Fr. Thomas R. Fitzgerald, S.J., was born in 1922 in Washington, D.C. A graduate of St. Paul's Parochial School and Gonzaga High School, he studied at Georgetown University from 1938-1939, when he entered the Society of Jesus novitiate at Wernersville, Pa. Fr. Fitzgerald received his B.A. in 1945 and an M.A. in 1948 from Woodstock College. Ordained a priest in 1952 in Belgium, he went on to earn his Ph.D. in Classical Languages from the University of Chicago in 1957.

Prior to joining Fairfield University, Fr. Fitzgerald taught at St. Joseph's Preparatory School, the Wernersville novitiate, Fordham University and Georgetown University, where he was made the academic vice president in 1966.

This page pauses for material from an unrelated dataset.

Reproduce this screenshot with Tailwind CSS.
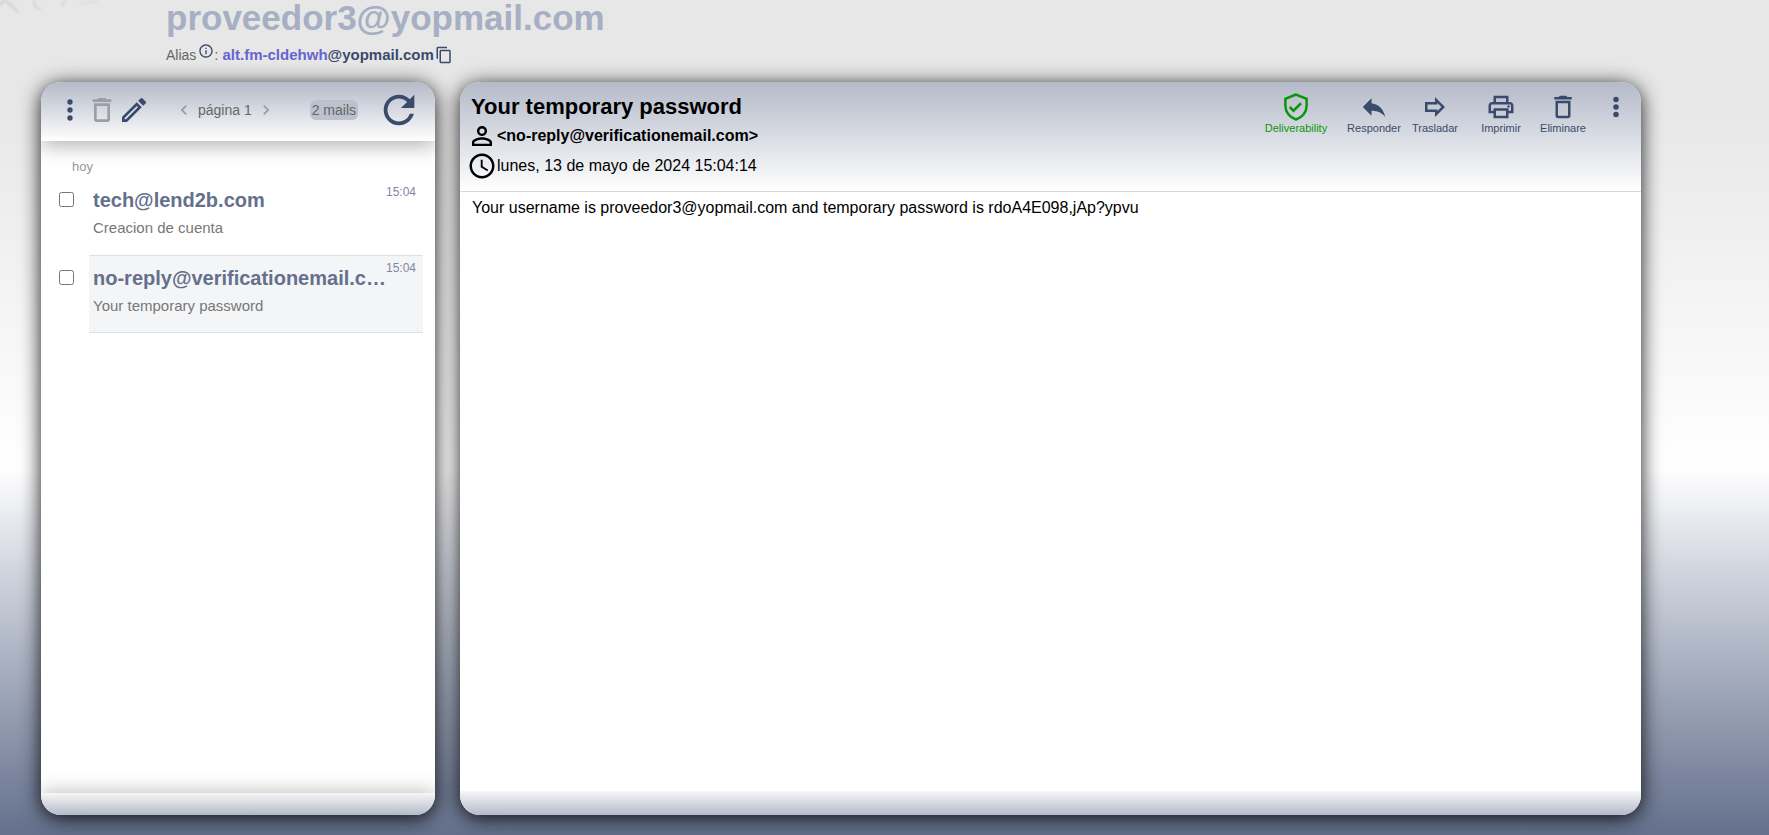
<!DOCTYPE html>
<html lang="es">
<head>
  <meta charset="UTF-8" />
  <meta name="viewport" content="width=device-width, initial-scale=1.0"/>
  <title>YOPmail - Inbox</title>
  <script src="https://cdn.jsdelivr.net/npm/@tailwindcss/browser@4"></script>
</head>
<body class="font-['Liberation_Sans',Arial,sans-serif] text-[#3a4a6b]">
  <div class="relative flex h-screen flex-col overflow-hidden bg-linear-to-b from-[#e7e7e7] from-12% via-white via-56% to-[#64708c] pb-5">

    <!-- Handwritten watermark -->
    <svg class="absolute top-0 left-0 h-5 w-28 opacity-40 blur-[1px]" viewBox="0 0 112 20" fill="none" stroke="#b4bac6" stroke-linecap="round">
      <path d="M0 5 4 0M5 0 17 11" stroke-width="3" />
      <path d="M35 0c-2 4-1 7 5 9M65 0l-3 6" stroke-width="2" />
      <path d="M81 0c-1 3 1 5 4 4l5-3 4 2 4-3" stroke-width="1" />
    </svg>

    <!-- Address -->
    <header class="h-[82px] shrink-0 pl-[166px]">
      <h1 class="text-[35px] leading-9 font-bold text-[#a6afc3]">proveedor3@yopmail.com</h1>
      <div class="mt-[9px] flex h-5 items-center text-[15px] leading-5">
        <span class="text-sm text-[#666]">Alias</span>
        <svg class="mb-2 ml-0.5 size-4" viewBox="0 0 24 24" fill="currentColor"><path d="M11 7h2v2h-2zm0 4h2v6h-2zm1-9C6.48 2 2 6.48 2 12s4.48 10 10 10 10-4.48 10-10S17.52 2 12 2zm0 18c-4.41 0-8-3.59-8-8s3.59-8 8-8 8 3.59 8 8-3.59 8-8 8z" /></svg>
        <span class="mr-1 text-[#666]">:</span>
        <b><span class="text-[#6565cf]">alt.fm-cldehwh</span>@yopmail.com</b>
        <button aria-label="Copiar"><svg class="ml-px size-[18px]" viewBox="0 0 24 24" fill="currentColor"><path d="M16 1H4c-1.1 0-2 .9-2 2v14h2V3h12V1zm3 4H8c-1.1 0-2 .9-2 2v14c0 1.1.9 2 2 2h11c1.1 0 2-.9 2-2V7c0-1.1-.9-2-2-2zm0 16H8V7h11v14z" /></svg></button>
      </div>
    </header>

    <main class="flex min-h-0 grow gap-[25px] pr-32 pl-[41px]">

      <!-- Inbox list -->
      <section class="flex w-[394px] shrink-0 flex-col overflow-hidden rounded-[20px] bg-white shadow-[0_3px_20px_rgba(0,0,0,0.9)]">
        <div class="z-10 flex h-[59px] shrink-0 items-center bg-linear-to-b from-[#b4bac8] to-white pr-[13px] pb-1 pl-[13px] text-sm text-[#666] shadow-[0_5px_20px_rgba(0,0,0,0.3)]">
          <button aria-label="Menú"><svg class="size-8 text-[#3a4a6b]" viewBox="0 0 24 24" fill="currentColor"><circle cx="12" cy="6" r="2" /><circle cx="12" cy="12" r="2" /><circle cx="12" cy="18" r="2" /></svg></button>
          <button aria-label="Borrar"><svg class="size-8 text-[#9b9ea5]" viewBox="0 0 24 24" fill="currentColor"><path d="M16 9v10H8V9h8m-1.5-6h-5l-1 1H5v2h14V4h-3.5l-1-1zM18 7H6v12c0 1.1.9 2 2 2h8c1.1 0 2-.9 2-2V7z" /></svg></button>
          <button aria-label="Escribir"><svg class="size-8 text-[#3a4a6b]" viewBox="0 0 24 24" fill="currentColor"><path d="M14.06 9.02l.92.92L5.92 19H5v-.92l9.06-9.06M17.66 3c-.25 0-.51.1-.7.29l-1.83 1.83 3.75 3.75 1.83-1.83c.39-.39.39-1.02 0-1.41l-2.34-2.34c-.2-.2-.45-.29-.71-.29zm-3.6 3.19L3 17.25V21h3.75L17.81 9.94l-3.75-3.75z" /></svg></button>
          <button class="ml-6" aria-label="Anterior"><svg class="size-5 text-[#999ca4]" viewBox="0 0 24 24" fill="currentColor"><path d="M15.41 7.41 14 6l-6 6 6 6 1.41-1.41L10.83 12z" /></svg></button>
          <span class="mx-1">página 1</span>
          <button aria-label="Siguiente"><svg class="size-5 text-[#999ca4]" viewBox="0 0 24 24" fill="currentColor"><path d="M10 6 8.59 7.41 13.17 12l-4.58 4.59L10 18l6-6z" /></svg></button>
          <span class="ml-auto rounded-md bg-[#bcc1ce] px-0.5">2 mails</span>
          <button class="ml-[18px]" aria-label="Actualizar"><svg class="size-[46px]" viewBox="0 0 24 24" fill="#3a4a6b"><path d="M17.65 6.35C16.2 4.9 14.21 4 12 4c-4.42 0-7.99 3.58-7.99 8s3.57 8 7.99 8c3.73 0 6.84-2.55 7.73-6h-2.08c-.82 2.33-3.04 4-5.65 4-3.31 0-6-2.69-6-6s2.69-6 6-6c1.66 0 3.14.69 4.22 1.78L13 11h7V4l-2.35 2.35z" /></svg></button>
        </div>

        <div class="grow pr-3 pl-[18px]">
          <p class="pt-4 pb-px pl-[13px] text-[13px] leading-5 text-[#999]">hoy</p>
          <div class="flex h-[77px]">
            <input type="checkbox" id="mail1" class="mt-3.5 mr-[15px] size-[15px] shrink-0" />
            <label for="mail1" class="relative min-w-0 grow px-1 pt-2.5">
              <span class="block w-[294px] truncate text-xl leading-6 font-bold text-[#64708c]">tech@lend2b.com</span>
              <span class="mt-1.5 block text-[15px] leading-5 text-[#777]">Creacion de cuenta</span>
              <span class="absolute top-1.5 right-[7px] text-xs text-[#7e88a0]">15:04</span>
            </label>
          </div>
          <div class="flex h-[78px]">
            <input type="checkbox" id="mail2" class="mt-[15px] mr-[15px] size-[15px] shrink-0" />
            <label for="mail2" class="relative min-w-0 grow border-y border-[#dcdfe4] bg-[#f4f5f7] px-1 pt-2.5">
              <span class="block w-[294px] truncate text-xl leading-6 font-bold text-[#64708c]">no-reply@verificationemail.com</span>
              <span class="mt-1.5 block text-[15px] leading-5 text-[#777]">Your temporary password</span>
              <span class="absolute top-1 right-[7px] text-xs text-[#7e88a0]">15:04</span>
            </label>
          </div>
        </div>

        <div class="h-[22px] shrink-0 bg-linear-to-b from-[#f7f7f8] to-[#b4bac8] shadow-[0_0_20px_rgba(0,0,0,0.3)]"></div>
      </section>

      <!-- Open mail -->
      <section class="flex min-w-0 grow flex-col overflow-hidden rounded-[20px] bg-white shadow-[0_3px_20px_rgba(0,0,0,0.9)]">
        <div class="flex h-[110px] shrink-0 justify-between border-b border-[#d9d9d9] bg-linear-to-b from-[#b4bac8] to-white pl-[7px]">
          <div class="pt-[11px] text-base text-black">
            <h2 class="pl-1 text-[22px] leading-7 font-bold">Your temporary password</h2>
            <div class="flex h-[30px] items-center font-bold">
              <svg class="size-[30px]" viewBox="0 0 24 24" fill="currentColor"><path d="M12 5.9a2.1 2.1 0 1 1 0 4.2 2.1 2.1 0 0 1 0-4.2m0 9c2.97 0 6.1 1.46 6.1 2.1v1.1H5.9V17c0-.64 3.13-2.1 6.1-2.1M12 4C9.79 4 8 5.79 8 8s1.79 4 4 4 4-1.79 4-4-1.79-4-4-4zm0 9c-2.67 0-8 1.34-8 4v3h16v-3c0-2.66-5.33-4-8-4z" /></svg>
              &lt;no-reply@verificationemail.com&gt;
            </div>
            <div class="flex h-[30px] items-center">
              <svg class="size-[30px]" viewBox="0 0 24 24" fill="currentColor"><path d="M11.99 2C6.47 2 2 6.48 2 12s4.47 10 9.99 10C17.52 22 22 17.52 22 12S17.52 2 11.99 2zM12 20c-4.42 0-8-3.58-8-8s3.58-8 8-8 8 3.58 8 8-3.58 8-8 8zM12.5 7H11v6l5.25 3.15.75-1.23-4.5-2.67z" /></svg>
              lunes, 13 de mayo de 2024 15:04:14
            </div>
          </div>
          <div class="flex items-start pt-2.5 pr-2.5 text-[11px] leading-3">
            <button class="flex w-[82px] flex-col items-center text-[#0a960a]">
              <svg class="size-[30px]" viewBox="0 0 24 24" fill="none" stroke="currentColor" stroke-width="2"><path d="M12 2 3.5 5.5V11c0 5 3.5 9.5 8.500 11 5-1.5 8.500-6 8.500-11V5.500z" /><path d="m7 12 3 3 6-6" /></svg>
              Deliverability
            </button>
            <button class="flex w-[74px] flex-col items-center">
              <svg class="size-[30px]" viewBox="0 0 24 24" fill="currentColor"><path d="M10 9V5l-7 7 7 7v-4.1c5 0 8.5 1.6 11 5.1-1-5-4-10-11-11z" /></svg>
              Responder
            </button>
            <button class="flex w-12 flex-col items-center">
              <svg class="size-[30px]" viewBox="0 0 24 24" fill="currentColor"><path d="m14 8.83 3.17 3.17L14 15.17V14H6v-4h8V8.83M12 4v4H4v8h8v4l8-8-8-8z" /></svg>
              Trasladar
            </button>
            <button class="flex w-[84px] flex-col items-center">
              <svg class="size-[30px]" viewBox="0 0 24 24" fill="currentColor"><path d="M19 8h-1V3H6v5H5c-1.66 0-3 1.34-3 3v6h4v4h12v-4h4v-6c0-1.66-1.34-3-3-3zM8 5h8v3H8V5zm8 12v2H8v-4h8v2zm2-2v-2H6v2H4v-4c0-.55.45-1 1-1h14c.55 0 1 .45 1 1v4h-2z" /><circle cx="18" cy="11.5" r="1" /></svg>
              Imprimir
            </button>
            <button class="flex w-10 flex-col items-center">
              <svg class="size-[30px]" viewBox="0 0 24 24" fill="currentColor"><path d="M16 9v10H8V9h8m-1.5-6h-5l-1 1H5v2h14V4h-3.5l-1-1zM18 7H6v12c0 1.1.9 2 2 2h8c1.1 0 2-.9 2-2V7z" /></svg>
              Eliminare
            </button>
            <button class="ml-[18px]" aria-label="Más"><svg class="size-[30px]" viewBox="0 0 24 24" fill="currentColor"><circle cx="12" cy="6" r="2.2" /><circle cx="12" cy="12" r="2.2" /><circle cx="12" cy="18" r="2.2" /></svg></button>
          </div>
        </div>

        <p class="grow px-3 py-1 text-base text-black">Your username is proveedor3@yopmail.com and temporary password is rdoA4E098,jAp?ypvu</p>

        <div class="h-6 shrink-0 bg-linear-to-b from-[#f7f7f8] to-[#b4bac8]"></div>
      </section>
    </main>
  </div>
</body>
</html>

Fr. Fitzgerald served as president of Fairfield University from 1973 through 1979, overseeing the construction of the Student Recreational Complex and the Center for Financial Studies, which has since become the home of the Dolan School of Business. He also directed the creation of the School of Business in 1978, which had been the Department of Business Administration for 31 years within the College of Arts and Sciences. The new school, approved in the fall, offered majors in accounting, finance, management and marketing. Fr. Fitzgerald felt his successes in growing the University were the result of careful planning and he envisioned even more milestones for Fairfield that would come to pass after his departure, including another academic building and a chapter of Phi Beta Kappa. "The planners of the late 1940's and early '50's could not have seen exactly what would happen here," he said in a 1979 Fairfield Now article. "But what we have at the University today is, in some ways, a great fulfillment of their dreams and aspirations." Fr. Fitzgerald, who went on to serve as president of St. Louis University and then Rector of the Jesuit community at Loyola College in Maryland, passed away in late March 2004.

Mr. Dolan is a trustee of the University and founder and chairman of Cablevision Systems Corporation. He and his wife, Helen, are the parents of two Fairfield University graduates, and will be given honorary alumni degrees at this year's Fairfield Awards Dinner, in recognition of their years of service to the University.